Using models from other provinces and states, academic literature on poverty transitions, and learned experiences from those who had overcome and worked with poverty for years, we became convinced that the long journey from welfare to stable employment required SA rates that provided some stability of survival and entry-level work that was a better deal than social assistance, and that these were steps people had to reach to get to the ultimate goal. And that's why Gordon's finding that minimum wage alone doesn't get people to an income beyond the poverty line doesn't really answer the question of whether higher minimum wage with the rest of the policy steps contained will get people closer to being above the poverty line than they would be if we stuck with the status quo.
I was also guided by these questions, which I will ask critics of the minimum wage his in the New Brunswick context.
- If minimum wage does not go up, how would you raise social assistance rates that experts agree are punitive and damaging to the employment transition, and still make the choice of entry-level work over social assistance worthwhile?

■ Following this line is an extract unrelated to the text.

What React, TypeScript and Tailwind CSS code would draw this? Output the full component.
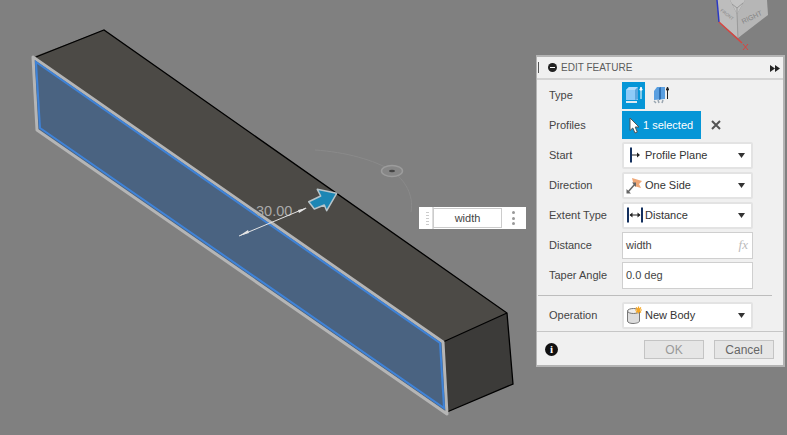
import React from 'react';

const font = { fontFamily: '"Liberation Sans", Arial, sans-serif' };

function Scene() {
  return (
    <svg className="absolute inset-0" width="787" height="435" viewBox="0 0 787 435">
      {/* top face */}
      <polygon points="33,57 104,30 507,313 443,342" fill="#4c4a46" />
      {/* end face */}
      <polygon points="443,342 507,313 513,384 447,412" fill="#3c3b39" />
      {/* selected profile */}
      <polygon points="33,57 443,342 447,412 37,130" fill="#4a6381" />
      {/* black edges */}
      <path d="M36,57 L104,30 L507,313 L513,384 L447,412 M443,342 L507,313" fill="none" stroke="#000" strokeWidth="1.3" />
      {/* grey outline of selection */}
      <path d="M33,57 L443,342 L447,414 L37,130 Z" fill="none" stroke="#b5b5b5" strokeWidth="3" strokeLinejoin="round" />
      <path d="M36,62 L440,343 L444,408 L40,128 Z" fill="none" stroke="#3f83d8" strokeWidth="2" />
      {/* arc and handle */}
      <path d="M315,150 C345,152 375,160 392,171 C405,180 414,195 411,212" fill="none" stroke="#8a8a8a" strokeWidth="1" />
      <ellipse cx="392" cy="171" rx="10.5" ry="5.5" fill="#868686" stroke="#9c9c9c" strokeWidth="1.5" />
      <ellipse cx="392" cy="171" rx="3" ry="1.3" fill="#444" />
      {/* dimension */}
      <text x="256" y="216" fontSize="14.5" fill="#a9a9a9" style={font}>30.00</text>
      <path d="M239,236 L306,208" stroke="#e4e4e4" strokeWidth="1" />
      <path d="M239,236 L248,230 L249,233 Z M307,208 L298,210 L299,213 Z" fill="#e4e4e4" />
      {/* extrude arrow */}
      <polygon points="336.7,193.3 317.3,189.3 320.7,196 308.7,201.7 314.3,209 324.3,205 326.7,210.7" fill="#1c86b4" stroke="#b9c5ca" strokeWidth="1.5" strokeLinejoin="round" />
      {/* view cube */}
      <polygon points="717,0 719,22 738,38 737,14 730,0" fill="#bdbdbd" />
      <polygon points="737,14 738,38 768,15 767,0 745,0" fill="#b6b6b6" />
      <polygon points="730,0 737,14 745,0" fill="#c4c4c4" />
      <path d="M737,14 L738,38" stroke="#9b9b9b" strokeWidth="1" />
      <path d="M732,4 L737,8 L743,3 M737,8 V14" stroke="#999" strokeWidth="1" fill="none" />
      <path d="M717,0 L719,22" stroke="#2b39c4" strokeWidth="1.5" />
      <path d="M719,22 L742,43" stroke="#d9443f" strokeWidth="1.5" />
      <path d="M743,44 L748,50 M748,44 L743,50" stroke="#d9443f" strokeWidth="1" />
      <text x="0" y="0" fontSize="7" fill="#858585" transform="translate(743,24) rotate(-25)" style={font}>RIGHT</text>
      <text x="0" y="0" fontSize="4.5" fill="#858585" transform="translate(720,11) rotate(38)" style={font}>FRONT</text>
    </svg>
  );
}

function Row({ label, children }: { label: string; children: React.ReactNode }) {
  return (
    <div className="flex items-center h-[30px]">
      <div className="w-[85px] pl-[12px] text-[11px] text-[#444]">{label}</div>
      {children}
    </div>
  );
}

function Select({ icon, text }: { icon: React.ReactNode; text: string }) {
  return (
    <div className="flex items-center w-[131px] h-[27px] bg-white border-2 border-[#e3e3e3] rounded-[2px] relative">
      <div className="w-[21px] h-[23px] flex items-center justify-center shrink-0">{icon}</div>
      <span className="text-[11px] text-[#333]">{text}</span>
      <svg className="absolute right-[6px] top-[9px]" width="7" height="5" viewBox="0 0 7 5">
        <path d="M0 0H7L3.5 5Z" fill="#333" />
      </svg>
    </div>
  );
}

function TextInput({ value, fx }: { value: string; fx?: boolean }) {
  return (
    <div className="flex items-center justify-between w-[131px] h-[27px] bg-white border border-[#cfcfcf] px-[3px] text-[11px] text-[#444]">
      <span>{value}</span>
      {fx && <span className="italic text-[#bbb] text-[13px] pr-[1px]" style={{ fontFamily: '"Liberation Serif", serif' }}>fx</span>}
    </div>
  );
}

export default function App() {
  return (
    <div className="relative w-[787px] h-[435px] overflow-hidden bg-[#808080]" style={font}>
      <Scene />

      {/* width input on the canvas */}
      <div className="absolute left-[419px] top-[207px] w-[107px] h-[22px] bg-white flex items-center">
        <div className="w-[12px] h-full ml-[3px] border-r-2 border-[#ddd] flex flex-col justify-center items-center gap-[2px]">
          {[0, 1, 2, 3, 4].map((i) => (
            <span key={i} className="w-[3px] h-[1px] bg-[#ccc]" />
          ))}
        </div>
        <div className="ml-[-1px] w-[69px] h-[20px] border border-[#ccc] flex items-center justify-center text-[11px] text-[#444]">width</div>
        <div className="ml-[10px] flex flex-col gap-[2.5px]">
          <span className="w-[3px] h-[3px] rounded-full bg-[#999]" />
          <span className="w-[3px] h-[3px] rounded-full bg-[#999]" />
          <span className="w-[3px] h-[3px] rounded-full bg-[#999]" />
        </div>
      </div>

      {/* edit feature panel */}
      <div className="absolute left-[536px] top-[55px] w-[249px] h-[312px] bg-[#f0f0f0] border-2 border-[#b4b4b4] border-l-[1px]">
        <div className="flex items-center h-[23px] border-b-2 border-[#d4d4d4] relative">
          <span className="ml-[1px] w-[1px] h-[11px] bg-[#555]" />
          <span className="ml-[9px] w-[9px] h-[9px] rounded-full bg-[#222] flex items-center justify-center">
            <span className="w-[5px] h-[1px] bg-white" />
          </span>
          <span className="ml-[4px] text-[10px] text-[#5b5b5b]">EDIT FEATURE</span>
          <svg className="absolute right-[3px] top-[8px]" width="10" height="7" viewBox="0 0 10 7">
            <path d="M0 0L5 3.5L0 7ZM5 0L10 3.5L5 7Z" fill="#222" />
          </svg>
        </div>

        <div>
          <Row label="Type">
            <div className="flex items-center">
              <div className="w-[23px] h-[27px] bg-[#0696d7] flex items-center justify-center">
                <svg width="18" height="20" viewBox="0 0 18 20">
                  <polygon points="1,5 4,2 13,2 13,15 1,15" fill="#8ecbf8" />
                  <polygon points="1,5 4,2 13,2 10,5" fill="#b4dcfa" />
                  <polygon points="10,5 13,2 13,14 10,15" fill="#5ba6dd" />
                  <rect x="1" y="16" width="11" height="2" fill="#dfeaf2" />
                  <path d="M16 14V3M14.8 5L16 2L17.2 5Z" stroke="#fff" strokeWidth="1" fill="#fff" />
                </svg>
              </div>
              <div className="ml-[5px] w-[22px] h-[27px] flex items-center justify-center">
                <svg width="18" height="20" viewBox="0 0 18 20">
                  <polygon points="2,6 5,2 13,2 13,14 2,15" fill="#5a9fe0" />
                  <polygon points="7,3 9,2 9,14 7,15" fill="#2f6fb0" />
                  <path d="M2 16L4 18M6 15L7 18M11 15L10 18" stroke="#9aa6b0" strokeWidth="1.5" />
                  <path d="M15.5 14V3M14.3 5L15.5 2L16.7 5Z" stroke="#222" strokeWidth="1" fill="#222" />
                </svg>
              </div>
            </div>
          </Row>
          <Row label="Profiles">
            <div className="w-[79px] h-[28px] bg-[#0696d7] flex items-center">
              <svg className="ml-[7px]" width="11" height="17" viewBox="0 0 11 17">
                <path d="M1 1V13.5L3.8 11L6 16L8.3 15L6.2 10L10 10Z" fill="#fff" stroke="#555" strokeWidth="1" />
              </svg>
              <span className="ml-[3px] text-[11px] text-white whitespace-nowrap">1 selected</span>
            </div>
            <svg className="ml-[10px]" width="10" height="10" viewBox="0 0 10 10">
              <path d="M1 1L9 9M9 1L1 9" stroke="#555" strokeWidth="2" />
            </svg>
          </Row>
          <Row label="Start">
            <Select
              text="Profile Plane"
              icon={
                <svg width="14" height="16" viewBox="0 0 14 16">
                  <path d="M3 0.5V15.5" stroke="#14305e" strokeWidth="2" />
                  <path d="M4 8H11" stroke="#222" strokeWidth="1" />
                  <path d="M9 5.5L12 8L9 10.5Z" fill="#222" />
                </svg>
              }
            />
          </Row>
          <Row label="Direction">
            <Select
              text="One Side"
              icon={
                <svg width="17" height="17" viewBox="0 0 17 17">
                  <polygon points="6,1 16,4 13,7 15,11 8,9" fill="#eea777" />
                  <path d="M2 15L9 7" stroke="#666" strokeWidth="1.5" />
                  <path d="M0.5 16.5V12L5 16.5Z M10 5.5V10L6 5.5Z" fill="#666" />
                </svg>
              }
            />
          </Row>
          <Row label="Extent Type">
            <Select
              text="Distance"
              icon={
                <svg width="18" height="16" viewBox="0 0 18 16">
                  <path d="M2 0.5V15.5M16 0.5V15.5" stroke="#14305e" strokeWidth="2" />
                  <path d="M4 8H14" stroke="#222" strokeWidth="1" />
                  <path d="M6.5 5.5L3.5 8L6.5 10.5ZM11.5 5.5L14.5 8L11.5 10.5Z" fill="#222" />
                </svg>
              }
            />
          </Row>
          <Row label="Distance">
            <TextInput value="width" fx />
          </Row>
          <Row label="Taper Angle">
            <TextInput value="0.0 deg" />
          </Row>
        </div>

        <div className="mt-[5px] ml-[1px] w-[234px] h-[1px] bg-[#bdbdbd]" />

        <div className="mt-[4px]">
          <Row label="Operation">
            <Select
              text="New Body"
              icon={
                <svg width="17" height="18" viewBox="0 0 17 18">
                  <path d="M1.5 5V15C1.5 16.5 4 17.5 7 17.5C10 17.5 13.5 16.5 13.5 15V5Z" fill="#ddd" stroke="#777" strokeWidth="1" />
                  <ellipse cx="7.5" cy="5" rx="6" ry="2.5" fill="#eee" stroke="#777" strokeWidth="1" />
                  <path d="M12.5 0.5V7.5M9 4H16M10 1.5L15 6.5M15 1.5L10 6.5" stroke="#f5a623" strokeWidth="1.2" />
                </svg>
              }
            />
          </Row>
        </div>

        <div className="h-[36px] mt-[1px] border-t border-[#c6c6c6] flex items-center relative">
          <span className="ml-[8px] w-[13px] h-[13px] rounded-full bg-[#111] flex items-center justify-center text-white text-[11px] font-bold" style={{ fontFamily: '"Liberation Serif", serif' }}>i</span>
          <div className="absolute left-[107px] top-[8px] w-[60px] h-[19px] bg-[#e6e6e6] border border-[#c4c4c4] flex items-center justify-center text-[12px] text-[#999]">OK</div>
          <div className="absolute left-[177px] top-[8px] w-[60px] h-[19px] bg-[#e6e6e6] border border-[#c4c4c4] flex items-center justify-center text-[12px] text-[#666]">Cancel</div>
        </div>
      </div>
    </div>
  );
}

- Since 1987, New Brunswick has pursued a unique policy - we have had the lowest social assistance rates and minimum wage rates in Canada. What tangible gains in employment and poverty rates has that policy demonstrated in the last quarter century?
In the end, every policy must start in a place where it has never been done exactly that way in exactly that place. The reason the poverty strategy has a commitment to measure is for just that reason, and I hope it will improve lives here and offer some guidance to those who seek the same in their communities.